Lock managers are widely used by distributed systems. Traditional centralized lock managers can easily support policies between multiple users using global knowledge, but they suffer from low performance. In contrast, emerging decentralized approaches are faster but cannot provide flexible policy support. Furthermore, performance in both cases is limited by the server capability.
We present NetLock, a new centralized lock manager that co-designs servers and network switches to achieve high performance without sacrificing flexibility in policy support. The key idea of NetLock is to exploit the capability of emerging programmable switches to directly process lock requests in the switch data plane. Due to the limited switch memory, we design a memory management mechanism to seamlessly integrate the switch and server memory.

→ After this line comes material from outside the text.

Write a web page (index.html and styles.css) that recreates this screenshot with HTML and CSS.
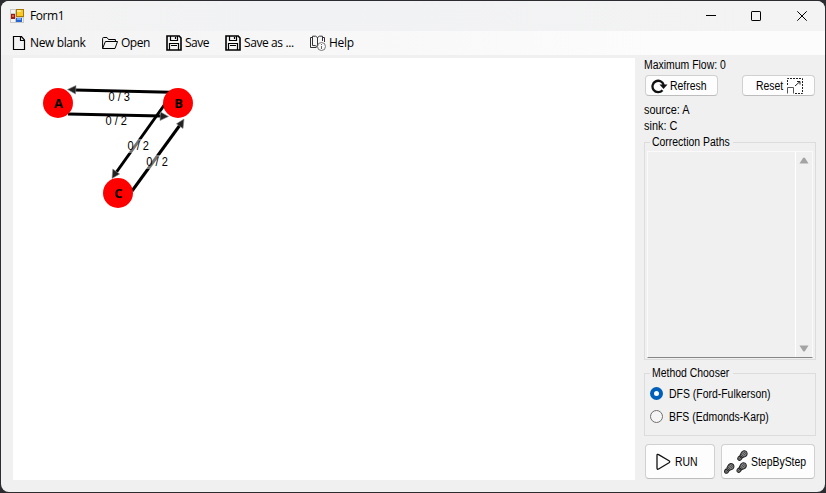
FILE: index.html
```html
<!DOCTYPE html>
<html lang="en">
<head>
<meta charset="utf-8">
<title>Form1</title>
<link rel="stylesheet" href="styles.css">
</head>
<body>
<div class="window">
  <header class="titlebar">
    <svg class="app-icon" width="14" height="14" viewBox="0 0 14 14" shape-rendering="crispEdges">
      <rect width="14" height="14" fill="#c9c9c9"/><rect x="1" y="1" width="4" height="3" fill="#f4f4f4"/><rect x="1" y="10" width="4" height="3" fill="#f4f4f4"/><rect x="12" y="9" width="1" height="4" fill="#f4f4f4"/>
      <rect x="6" y="0" width="8" height="8" fill="#a87808"/><rect x="7" y="1" width="6" height="6" fill="#fbc926"/><rect x="7" y="1" width="4" height="2" fill="#ffe58a"/>
      <rect x="1" y="5" width="4" height="5" fill="#9b1c12"/><rect x="2" y="6" width="2" height="2" fill="#e0604a"/>
      <rect x="6" y="9" width="6" height="4" fill="#2766d0"/><rect x="7" y="9" width="4" height="2" fill="#76a8f4"/>
    </svg>
    <span class="title">Form1</span>
    <div class="controls">
      <svg width="10" height="10" viewBox="0 0 10 10"><path d="M0 4.5H10"/></svg>
      <svg width="10" height="10" viewBox="0 0 10 10"><rect x=".5" y=".5" width="9" height="9" rx=".6"/></svg>
      <svg width="10" height="10" viewBox="0 0 10 10"><path d="M.3.3 9.7 9.7M9.7.3.3 9.7"/></svg>
    </div>
  </header>
  <nav class="toolbar">
    <div class="tool new"><svg width="16" height="16" viewBox="0 0 16 16"><path stroke-width="1.200" d="M2.500 1.500h8l3 3.500v9.500h-11zM9.500 1.500v4h4"/></svg><span>New blank</span></div>
    <div class="tool open"><svg width="16" height="16" viewBox="0 0 16 16"><path d="M.6 13.5V3.5q0-1 1-1H5l1.500 2h6.900v2M.6 13.500 3.400 6.500h12.100l-2.500 7H.6"/></svg><span>Open</span></div>
    <div class="tool save"><svg width="16" height="16" viewBox="0 0 16 16"><path stroke-width="1.600" d="M1 1h12.200L15 3v12H1z"/><path stroke-width="1.200" d="M4.500 1v4.500h7V1M9.500 2v2M3.500 15V8.500h9V15M5 10.500h6"/></svg><span>Save</span></div>
    <div class="tool saveas"><svg width="16" height="16" viewBox="0 0 16 16"><path stroke-width="1.600" d="M1 1h12.200L15 3v12H1z"/><path stroke-width="1.200" d="M4.500 1v4.500h7V1M9.500 2v2M3.500 15V8.500h9V15M5 10.500h6"/></svg><span>Save as ...</span></div>
    <div class="tool help"><svg width="16" height="16" viewBox="0 0 16 16"><path stroke="#333" d="M7.500 11V2.500Q6 .5 2.500 1.200v9.300q3-.3 5 1.200M7.500 2.500Q9 .5 12.500 1.200V6M2.500 2.500h-2v10h6M12.500 2.500h2V7"/><circle cx="11.500" cy="11.500" r="4" stroke="#777"/><path stroke="#666" d="M11.500 9v1M11.500 11v3"/></svg><span>Help</span></div>
  </nav>
  <main class="content">
    <svg class="canvas" width="622" height="422" viewBox="13 58 622 422">
      <g class="edges">
        <path d="M170 92.200 75 90"/><path d="M68 114 161 116"/><path d="M165 104 116.500 172"/><path d="M132 191 180 125"/>
      </g>
      <g class="heads">
        <path d="M67.500 89.500 76 85.500 75.500 94z"/><path d="M168.500 116.500 160 120.500 160.500 112z"/><path d="M112 178.500 112.800 169 119.600 174z"/><path d="M184 119 183 128.500 176.500 123.800z"/>
      </g>
      <g class="nodes"><circle cx="58" cy="103" r="15"/><circle cx="178" cy="103" r="15"/><circle cx="118" cy="193" r="15"/></g>
      <g class="plates"><rect x="127" y="139" width="22" height="14"/><rect x="146" y="155" width="22" height="14"/></g>
      <g class="weights">
        <text x="108.500" y="101" textLength="21.500" lengthAdjust="spacingAndGlyphs">0 / 3</text><text x="105.500" y="125" textLength="21.500" lengthAdjust="spacingAndGlyphs">0 / 2</text>
        <text x="127.500" y="150" textLength="21.500" lengthAdjust="spacingAndGlyphs">0 / 2</text><text x="146.300" y="166" textLength="21.500" lengthAdjust="spacingAndGlyphs">0 / 2</text>
      </g>
      <g class="names"><text x="58.500" y="108">A</text><text x="178.500" y="108">B</text><text x="118.500" y="198">C</text></g>
    </svg>
    <aside class="side">
      <div class="line flow"><span class="label">Maximum Flow: 0</span></div>
      <div class="buttons">
        <button class="btn refresh"><svg width="17" height="16" viewBox="0 0 17 16"><path d="M11.500 12.200A5.700 5.700 0 1 1 12.700 7" fill="none" stroke="#111" stroke-width="2.300"/><path d="M8.500 6.500H16.500L12.500 11z" fill="#111"/></svg><span class="label">Refresh</span></button>
        <button class="btn reset"><span class="label">Reset</span><svg width="16" height="16" viewBox="0 0 16 16" fill="none" stroke="#222"><path d="M.5 7V.5h15v15H8" stroke-dasharray="2 1"/><path d="M.5 15.500v-6h6v6" stroke="#555"/><path d="m8 8 5-4.500M10 3.500h3v3"/></svg></button>
      </div>
      <div class="line source"><span class="label wide">source: A</span></div>
      <div class="line"><span class="label wide">sink: C</span></div>
      <fieldset class="group paths">
        <legend class="lg-paths"><span class="label">Correction Paths</span></legend>
        <div class="listbox"><div class="scroll"><svg width="10" height="7" viewBox="0 0 10 7"><path d="M.5 6.500 4 1q1-1 2 0l3.500 5.500z"/></svg><svg width="10" height="7" viewBox="0 0 10 7"><path d="M.5 .5 4 6q1 1 2 0L9.500 .5z"/></svg></div></div>
      </fieldset>
      <fieldset class="group method">
        <legend class="lg-method"><span class="label">Method Chooser</span></legend>
        <div class="radio on"><i></i><span class="label">DFS (Ford-Fulkerson)</span></div>
        <div class="radio"><i></i><span class="label">BFS (Edmonds-Karp)</span></div>
      </fieldset>
      <div class="actions">
        <button class="btn run"><svg width="15" height="18" viewBox="0 0 15 18" fill="none" stroke="#111" stroke-width="1.300"><path d="M1 2.500Q1 .8 2.600 1.600L13 7.800q1.500 1 0 2L2.600 16Q1 16.800 1 15z"/></svg><span class="label">RUN</span></button>
        <button class="btn step">
          <svg width="24" height="24" viewBox="0 0 24 24">
            <defs><g id="foot"><path d="M-2.200-.8C-4.200-6.800 3.600-7.400 3.400-2.300 3.200-.6 2.100 0 2 1.200H-1.600zM-1.600 2.400H2C3.200 6.800-2.600 7-1.600 2.400z" fill="#888" stroke="#222"/><path d="M-2-2.300H2.600M-1.800-.4H2.200M-1.400-4H2.300M-1.500 4.200H2" stroke="#333" stroke-width=".7"/></g></defs>
            <use href="#foot" transform="translate(18 5.500) rotate(42)"/><use href="#foot" transform="translate(4.800 18.300) rotate(42)"/><use href="#foot" transform="translate(17.200 17.500) rotate(42)"/>
          </svg><span class="label">StepByStep</span></button>
      </div>
    </aside>
  </main>
</div>
</body>
</html>
```
FILE: styles.css
```css
* { box-sizing: border-box; }
body { margin: 0; width: 826px; height: 493px; overflow: hidden; padding: 1px; background: #2b2b30; font-family: "Liberation Sans", Arial, sans-serif; font-size: 12px; color: #000; }
.window { width: 824px; height: 491px; border-radius: 8px; overflow: hidden; background: #f0f0f0; }
.titlebar { height: 30px; display: flex; align-items: center; padding: 0 18px 1px 9px; background: linear-gradient(90deg, #f3f3f3, #f1f2f4 35%, #f3f3f3); }
.title { margin-left: 6px; font-family: "Open Sans", sans-serif; letter-spacing: -.45px; }
.controls { margin-left: auto; display: flex; gap: 35px; }
.controls svg { display: block; fill: none; stroke: #000; overflow: visible; }
.controls svg:nth-child(-n+2) { margin-left: -1px; margin-right: 1px; }
.toolbar { height: 24px; display: flex; align-items: center; padding-left: 10px; background: linear-gradient(90deg, #f3f3f3, #fcfcfc 80%); font-family: "Open Sans", sans-serif; }
.tool { display: flex; align-items: center; white-space: nowrap; }
.tool svg { flex: none; fill: none; stroke: #000; margin-right: 3px; }
.tool span { height: 18px; line-height: 17px; }
.new { width: 91px; letter-spacing: -.38px; }
.open { width: 64px; letter-spacing: -.5px; }
.save { width: 59px; letter-spacing: -.5px; }
.saveas { width: 85px; letter-spacing: -.4px; }
.help { letter-spacing: -.25px; }
.content { display: flex; padding: 3px 9px 0 12px; }
.canvas { flex: none; display: block; background: #fff; }
.edges { stroke: #000; stroke-width: 3; fill: none; }
.heads { fill: #222; stroke: #888; stroke-width: .6; }
.nodes { fill: #f00; }
.plates { fill: #fff; opacity: .45; }
.weights { font-size: 12px; }
.names { font-family: "Open Sans", sans-serif; font-size: 13px; font-weight: 700; text-anchor: middle; }
.side { width: 172px; margin-left: 9px; white-space: nowrap; }
.label { display: inline-block; transform: scaleX(.87); transform-origin: left center; }
.label.wide { transform: scaleX(.91); }
.line { height: 16px; line-height: 16px; }
.flow { line-height: 14px; }
.source { margin-top: 6px; }
.buttons { display: flex; justify-content: space-between; padding: 1px 1px 0; }
.btn { display: flex; align-items: center; font: inherit; color: #000; background: #fdfdfd; border: 1px solid #d0d0d0; border-bottom-color: #bdbdbd; border-radius: 4px; padding: 0; white-space: nowrap; }
.btn svg { flex: none; }
.refresh { width: 73px; height: 21px; padding-left: 5px; gap: 2px; }
.reset { width: 73px; height: 21px; padding-left: 13px; }
.group { margin: 0; min-width: 0; border: 1px solid #dcdcdc; padding: 0 2px; }
.group legend { padding: 0 2px; margin-left: 3px; height: 14px; line-height: 14px; overflow: hidden; }
.lg-paths { width: 83px; }
.lg-method { width: 83px; }
.paths { height: 225px; margin-top: 1px; }
.listbox { height: 207px; margin-top: 2px; border: 1px solid #fafafa; border-bottom-color: #868686; display: flex; justify-content: flex-end; }
.scroll { width: 17px; border-left: 1px solid #fff; display: flex; flex-direction: column; justify-content: space-between; align-items: center; padding: 5px 0; }
.scroll svg { display: block; fill: #a3a3a3; }
.method { height: 70px; margin-top: 6px; }
.radio { display: flex; align-items: center; height: 23px; padding-left: 3px; }
.radio.on { margin-top: 2px; }
.radio i { width: 13px; height: 13px; border: 1px solid #707070; border-radius: 50%; margin-right: 6px; background: #f5f5f5; }
.radio.on i { border: 4px solid #005fb8; background: #fff; }
.actions { display: flex; gap: 6px; padding: 8px 0 0 1px; }
.run { width: 70px; height: 35px; padding-left: 10px; gap: 4px; }
.step { width: 94px; height: 35px; padding-left: 2px; gap: 3px; }
```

To realize the locking functionality in the switch, we design a custom data plane module that efficiently pools multiple register arrays together to maximize memory utilization We have implemented a NetLock prototype with a Barefoot Tofino switch and a cluster of commodity servers. Evaluation results show that NetLock improves the throughput by 14.0–18.4×, and reduces the average and 99% latency by 4.7–20.3× and 10.4–18.7× over DSLR, a state-of-the-art RDMA-based solution, while providing flexible policy support.
Xin and I came up with the idea of this project over a couple meals in San Diego at OSDI’18, and later Zhuolong and Yiwen expanded and successfully executed our ideas that lead to NetLock. Similar to DSLR, NetLock explores a different design point in our larger memory disaggregation vision.
This year’s SIGCOMM probably has the highest acceptance rate in 25 years, if not more. After a long successful run at SIGCOMM and a small break doing many other exciting things, it’s great to be back to some networking research! But going forward, I’m hoping for much more along these lines both inside the network and at the edge.